A deal for a council tax freeze next year has been struck with councils, the SNP government has confirmed.
The announcement from Finance Secretary John Swinney came as he delivered the Nationalists' first budget and three-year spending plans.
Efficiency saving targets will also be raised, amid the "tightest financial settlement since devolution".
Rival parties attacked the minority administration for shelving a key manifesto pledge to scrap student debt.
Ministers will also cut P1-3 class sizes to no more than 18 - another pledge which opposition parties repeatedly called on the SNP to deliver - but the move was uncosted in the budget document and without a clear timescale.
The planned tax freeze came in an agreement with local authority umbrella group Cosla, and can expect to get a total of £34.7bn over the next three years - although they will not be able to confirm the plan until they set their tax levels in February.
Mr Swinney also promised "record" spending in public transport, while outlining funding for green energy projects and community regeneration and cuts in business rates for 150,00 small firms from next April.
He told the Scottish Parliament: "This is a budget to set Scotland on the route to growth.
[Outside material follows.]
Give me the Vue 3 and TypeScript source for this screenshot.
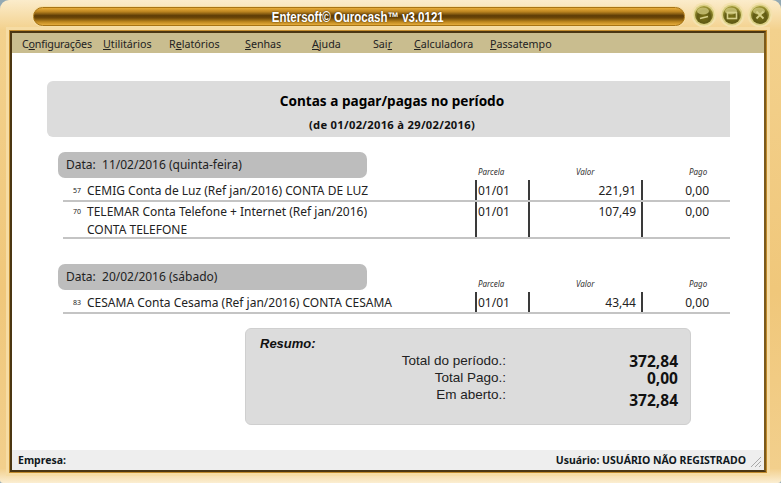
<script setup lang="ts">
interface Row { n: string; d: string[]; p: string; v: string; g: string }
interface Group { date: string; rows: Row[] }
const menu = [
  { a: 'C', u: 'o', b: 'nfigurações', w: 81 },
  { a: '', u: 'U', b: 'tilitários', w: 66 },
  { a: 'R', u: 'e', b: 'latórios', w: 76 },
  { a: '', u: 'S', b: 'enhas', w: 67 },
  { a: '', u: 'A', b: 'juda', w: 61 },
  { a: 'Sai', u: 'r', b: '', w: 41 },
  { a: '', u: 'C', b: 'alculadora', w: 76 },
  { a: '', u: 'P', b: 'assatempo', w: 80 },
]
const groups: Group[] = [
  { date: '11/02/2016 (quinta-feira)', rows: [
    { n: '57', d: ['CEMIG Conta de Luz (Ref jan/2016) CONTA DE LUZ'], p: '01/01', v: '221,91', g: '0,00' },
    { n: '70', d: ['TELEMAR Conta Telefone + Internet (Ref jan/2016)', 'CONTA TELEFONE'], p: '01/01', v: '107,49', g: '0,00' },
  ] },
  { date: '20/02/2016 (sábado)', rows: [
    { n: '83', d: ['CESAMA Conta Cesama (Ref jan/2016) CONTA CESAMA'], p: '01/01', v: '43,44', g: '0,00' },
  ] },
]
</script>

<template>
  <div class="window">
    <div class="titlebar">
      <div class="capsule"><span class="title">Entersoft© Ourocash™ v3.0121</span></div>
      <div class="btns">
        <svg v-for="i in 3" :key="i" class="btn" width="26" height="26" viewBox="0 0 26 26">
          <defs>
            <radialGradient :id="'g' + i" cx="50%" cy="60%" r="60%">
              <stop offset="0" stop-color="#7c7418" />
              <stop offset="0.6" stop-color="#5f5a14" />
              <stop offset="1" stop-color="#a9a03a" />
            </radialGradient>
          </defs>
          <circle cx="13" cy="13" r="12.5" fill="#f4e2ae" />
          <circle cx="13" cy="13" r="10.5" fill="#d9cf85" />
          <circle cx="13" cy="13" r="9" :fill="'url(#g' + i + ')'" />
          <ellipse cx="12" cy="9" rx="6" ry="3.6" fill="#cfc97c" opacity=".8" />
          <path v-if="i === 1" d="M9 16.5l8-2" stroke="#d6d08a" stroke-width="1.8" />
          <rect v-if="i === 2" x="8.5" y="10.5" width="9" height="6" fill="none" stroke="#d6d08a" stroke-width="1.6" />
          <path v-if="i === 3" d="M9.5 9.5l7 7M16.5 9.5l-7 7" stroke="#d6d08a" stroke-width="1.8" />
        </svg>
      </div>
    </div>
    <div class="inner">
      <nav class="menu">
        <span v-for="m in menu" :key="m.a + m.u + m.b" class="item" :style="{ width: m.w + 'px' }">{{ m.a }}<u>{{ m.u }}</u>{{ m.b }}</span>
      </nav>
      <main class="content">
        <header class="report">
          <h1>Contas a pagar/pagas no período</h1>
          <p>(de 01/02/2016 à 29/02/2016)</p>
        </header>
        <section v-for="g in groups" :key="g.date" class="group">
          <div class="grouphead">
            <div class="pill">Data:&nbsp; {{ g.date }}</div>
            <span class="cap c1">Parcela</span>
            <span class="cap c2">Valor</span>
            <span class="cap c3">Pago</span>
          </div>
          <div v-for="r in g.rows" :key="r.n" class="row">
            <span class="num">{{ r.n }}</span>
            <div class="desc"><div v-for="l in r.d" :key="l">{{ l }}</div></div>
            <span class="cell parc">{{ r.p }}</span>
            <span class="cell val">{{ r.v }}</span>
            <span class="cell pago">{{ r.g }}</span>
          </div>
        </section>
        <section class="resumo">
          <h2>Resumo:</h2>
          <div class="line l1"><span>Total do período.:</span><b>372,84</b></div>
          <div class="line l2"><span>Total Pago.:</span><b>0,00</b></div>
          <div class="line l3"><span>Em aberto.:</span><b>372,84</b></div>
        </section>
      </main>
      <footer class="status">
        <b>Empresa:</b>
        <b class="user">Usuário: USUÁRIO NÃO REGISTRADO</b>
        <svg class="grip" width="14" height="14" viewBox="0 0 14 14"><path d="M13 3L3 13M13 7L7 13M13 11L11 13" stroke="#a8a8a8" stroke-width="1" /></svg>
      </footer>
    </div>
  </div>
</template>

<style>
html, body { margin: 0; background: #93a9b3; }
</style>

<style scoped>
.window {
  width: 781px; height: 483px; box-sizing: border-box; overflow: hidden;
  display: flex; flex-direction: column;
  padding: 2px 11px 11px 11px;
  border-radius: 9px 9px 3px 3px;
  background: linear-gradient(180deg, #fbeccb 0, #f3d18d 30px, #f0c77a 60%, #f2cf8c 97%, #fbeed2 100%);
  font-family: "Noto Sans", "DejaVu Sans", sans-serif;
  color: #1a1a1a;
}
.titlebar { height: 28px; display: flex; align-items: flex-start; flex: none; }
.capsule {
  margin: 5px 0 0 22px; width: 652px; height: 19px; box-sizing: border-box; flex: none;
  display: flex; align-items: center; justify-content: center; padding-right: 2px;
  border-radius: 10px;
  border: 1px solid #a87414;
  background: linear-gradient(180deg, #e9ad3a 0, #bb8420 22%, #5d3c06 45%, #6b4608 58%, #c0891f 82%, #e6ad3d 100%);
  box-shadow: 0 0 0 1px #f7dfa6;
}
.title {
  font: bold 14px/1 "Liberation Sans", sans-serif; color: #fff; white-space: nowrap;
  text-shadow: 0 0 2px #3a2500;
  transform: scaleX(.82);
}
.btns { display: flex; gap: 2px; margin: 0 0 0 6px; flex: none; }
.btn { display: block; }
.inner {
  flex: 1; min-height: 0; display: flex; flex-direction: column; margin-left: -1px;
  border: 2px solid #4b3612; border-right-color: #7b5a1c;
  box-shadow: 0 0 0 1px #c08a2c, 0 0 0 4px #f6dca4;
  margin-right: 4px; margin-top: 1px;
  background: #fff;
}
.menu {
  flex: none; height: 20px; box-sizing: border-box; display: flex; align-items: center; padding: 1px 0 0 10px;
  background: #c9bd8f; font-size: 10.7px; color: #222;
}
.item { display: block; white-space: nowrap; }
.item:first-child { letter-spacing: -.2px; }
.content { flex: 1; min-height: 0; padding: 28px 34px 0 35px; }
.report {
  height: 56px; background: #dcdcdc; border-radius: 6px 0 0 6px; text-align: center;
  display: flex; flex-direction: column; padding-left: 7px;
}
.report h1 { margin: 0; padding-top: 11px; font-size: 13.6px; line-height: 18px; font-weight: 700; color: #000; }
.report p { margin: 0; padding-top: 8px; font-size: 11.2px; line-height: 14px; font-weight: 700; color: #111; letter-spacing: .3px; }
.group { margin: 15px 0 0 11px; }
.group + .group { margin-top: 25px; }
.grouphead { height: 26px; position: relative; margin-bottom: 2px; }
.pill {
  width: 309px; height: 26px; box-sizing: border-box; padding-left: 8px; line-height: 25px;
  background: #bdbdbd; border-radius: 7px; font-size: 12px; color: #222;
}
.cap { position: absolute; top: 14px; font-size: 8px; line-height: 12px; font-style: italic; color: #333; }
.c1 { left: 420px; } .c2 { left: 518px; } .c3 { left: 631px; }
.row {
  display: grid; grid-template-columns: 24px 388px 53px 113px 89px; margin-left: 5px; width: 667px;
  border-bottom: 2px solid #c4c4c4; font-size: 12px; line-height: 18px; color: #222;
}
.row .num { font-size: 7px; text-align: right; padding: 2px 6px 0 0; line-height: 18px; }
.desc { padding-top: 2px; }
.cell { border-left: 2px solid #3a3a3a; padding-top: 2px; box-sizing: border-box; }
.row + .row .num, .row + .row .desc, .row + .row .cell { padding-top: 1px; }
.row + .row .desc { margin-bottom: -2px; }
.parc { padding-left: 1px; }
.val { text-align: right; padding-right: 5px; }
.pago { text-align: right; padding-right: 21px; }
.resumo {
  width: 446px; height: 97px; margin: 14px 0 0 198px; box-sizing: border-box; padding: 7px 12px 0 14px;
  background: #dcdcdc; border: 1px solid #cfcfcf; border-radius: 6px;
  font-family: "Liberation Sans", sans-serif; color: #222;
}
.resumo h2 { margin: 0; font-size: 13px; line-height: 15px; font-style: italic; font-weight: 700; color: #111; }
.line { display: flex; justify-content: space-between; font-size: 13.5px; line-height: 16px; }
.line span { width: 246px; text-align: right; }
.line b { font: 700 15.5px/16px "Noto Sans", "DejaVu Sans", sans-serif; color: #111; }
.l1 { margin-top: 2px; } .l2 { margin-top: 1px; }
.l3 { margin-top: 1px; height: 16px; } .l3 b { margin-top: 5px; }
.status {
  flex: none; height: 20px; display: flex; align-items: center; justify-content: space-between; position: relative;
  padding: 0 18px 0 6px; background: #eeeeee; font-size: 10.5px; color: #101820;
}
.grip { position: absolute; right: 2px; bottom: 2px; }
</style>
It heralds a new era of optimism, opportunity and delivery for all of Scotland.
"With investment in our public services, matched by lower and fairer tax, I believe this budget meets the aspirations of the people."
Other key announcements included;
- £97m to phase out prescription charges
- £1.6bn investment in housing and regeneration
- £350m of new money on health improvement and better public health
- More than 20,000 new teachers in training
- 570 hours of nursery provision for 100,000 three and four year-olds
- Investment of £5.24b over three years to the further and higher education sectors
- An average of £120m a year capital investment in modern prisons
- £126m to local authorities for flood defences
Mr Swinney said the ambitious spending plans came despite the tightest UK spending settlement since devolution, while also disclosing that a target of 1.5% annual efficiency savings for the public sector would increase to 2%, to free up £1.6bn.
He also said that no contingency cash had been set aside for emergencies, but insisted that a prudent approach would see the government through.
"The achievement of this target will be a significant challenge and I make it clear that everyone in the public sector must play their part in delivering the clearer and simpler government that will make these savings," he said.
While plans to scrap student debt were shelved, there will be a gradual move from loans to grants and total investment in higher and further education of £5.24bn over three years.
Mr Swinney said there was a lack of parliamentary support to "service" student debt.
But Labour finance spokesman Iain Gray said: "For 18 months the SNP told Scottish students that it would write off their debt immediately," Mr Gray said. "This pledge took Mr Swinney 18 seconds to ditch."
14 November - Finance Secretary John Swinney's statement to Holyrood
November/December - Holyrood subject committees scrutinise relevant portfolio areas
19 December - Subject committees report back to finance committee
16 January - Finance committee makes recommendations
20 January at latest - Scottish Government lays budget bill before parliament
Late January - MSPs asked to endorse bill general principles
Late January/early February - Bill returns to finance committee for further scrutiny.
Early February - Parliament decides, in a final vote, whether to pass the budget.
Mr Gray claimed the budget was one of "broken promises", adding that Mr Swinney had been "desperate" to sign a deal on a council tax freeze with Cosla.
"Gambling everything on being able to come here with a piece of paper - the Neville Chamberlain of Scottish politics - claiming a council tax freeze," he said.
Liberal Democrat leader Nicol Stephen said Mr Swinney should have admitted that the SNP's sums did not add up instead of promising "everything to everyone".
"That would've been difficult, but it would at least have been honest," Mr Stephen said.
"Instead this is a budget of sham promises, shifty auditing, a budget of deception, spin and half-truths."
Tory finance spokesman Derek Brownlee said the public would welcome a council tax freeze, but called for the "political heat" to be taken out of how the level of increase was decided.
He added: "If we and the voters had an independent assessment of what level of local authority funding is required to maintain service levels at any given level of council tax increase."
Green MSP Patrick Harvie welcomed measures to make agriculture, housing and energy use lower carbon, but added: "It's a step or two in the right direction compared with the last lot, but measures to tackle climate change still account for less than a third of the spending on motorways."